- Dobbaspet Location within Karnataka
- Country: India
- State: Karnataka
- District: Bangalore Rural

Government
- • Body: Town Panchayath

Area_as_of_2011
- • Total: 1.85 km^{2} (0.71 sq mi)
- Elevation: 960 m (3,150 ft)

Population
- • Total: 4,336
- • Density: 2,340/km^{2} (6,070/sq mi)

Languages
- • Official: Kannada
- Time zone: UTC+5:30 (IST)
- PIN: 562111
- Vehicle registration: KA-52

= Dobbaspet =

Dobbaspet (officially called Sompura) also known as Dabaspete, is a town located in Nelamangala Taluka of Bangalore Rural District in the Indian state of Karnataka. As per census survey of India 2011, location code number allotted to Sompura is 624774.

==Geography==
It is part of Bangalore Metropolitan Region. It is named after Major General Richard Stewart Dobbs of British Indian Army and the first collector of Tumkur district.

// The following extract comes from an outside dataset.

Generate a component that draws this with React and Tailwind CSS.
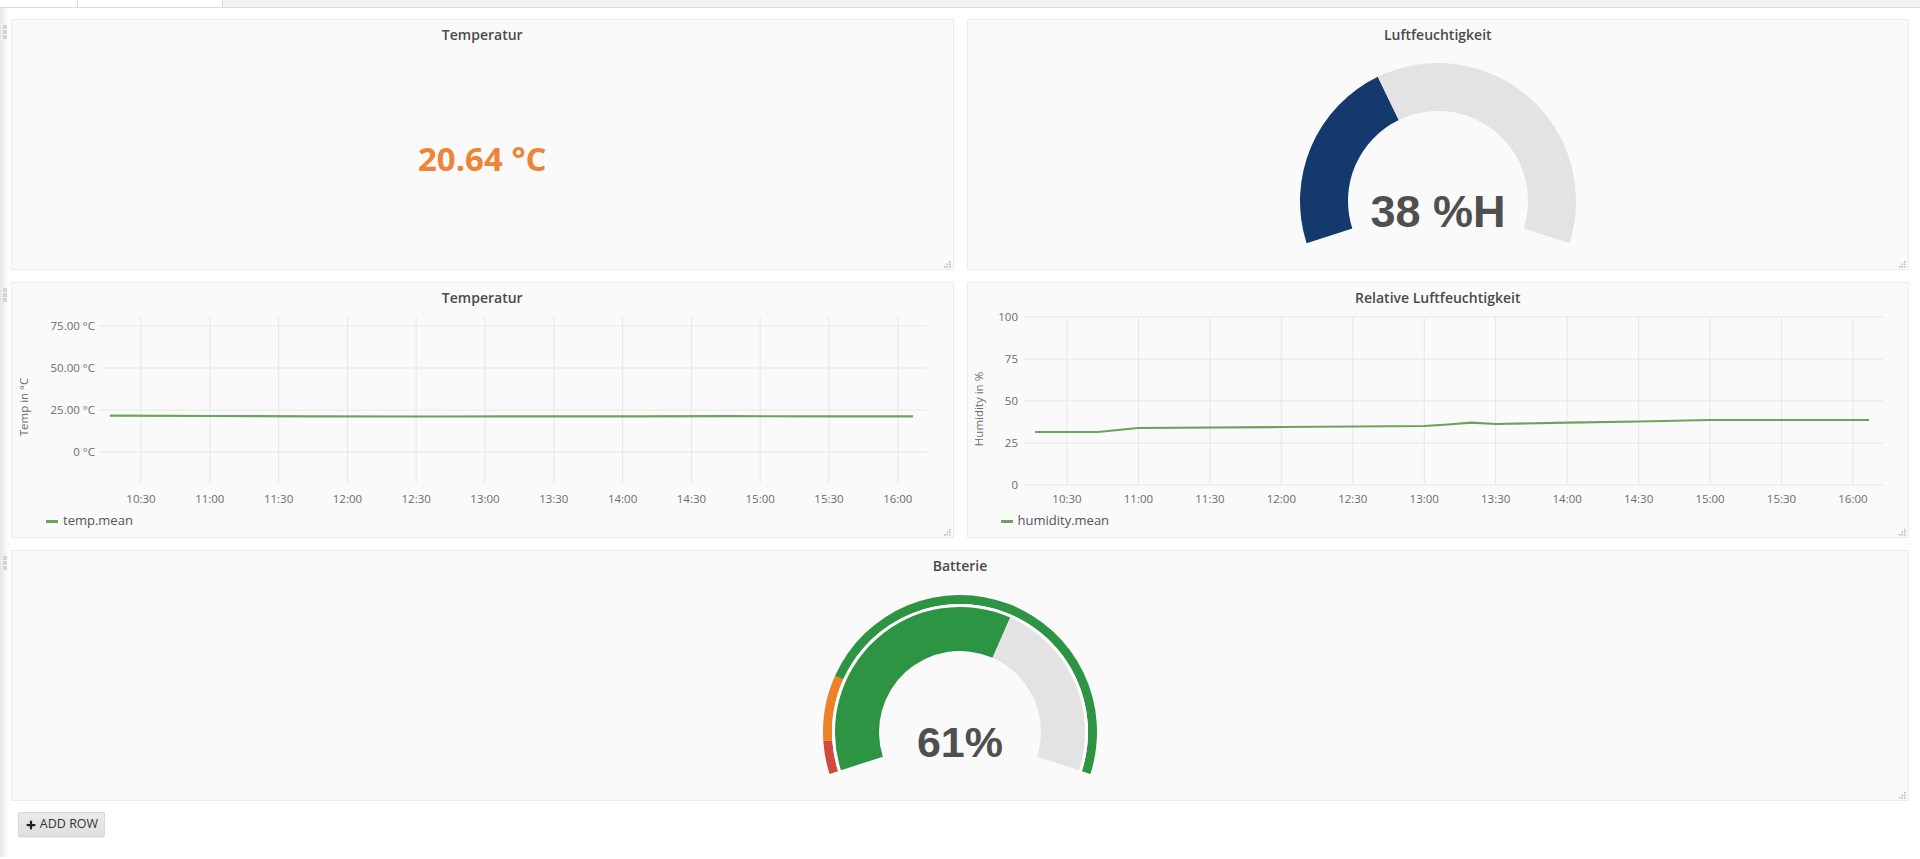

Dobbaspete is directly connected 51 km away from state capital Bangalore along NH 48 South-Eastbound, 22 km away from taluka headquarters Nelamangala along NH 48 South-Eastbound, 19 km away from Tumkur along NH 48 North-Westbound, 35 km away from Doddaballapura along NH 648 Eastbound, 38 km away from Koratagere along SH 3 Northbound, 8 km away from popular Hindu pilgrimage site of Shivagange along NH 948A Southbound.

==Economy==
Due to it being part of Bangalore Metropolitan Region and very close proximity to towns such as Tumkur and well connected by a Golden quadrilateral NH 48, it has a KIADB Industrial Area housing many major industries related to mechanical, automobile, electrical engineering, etc.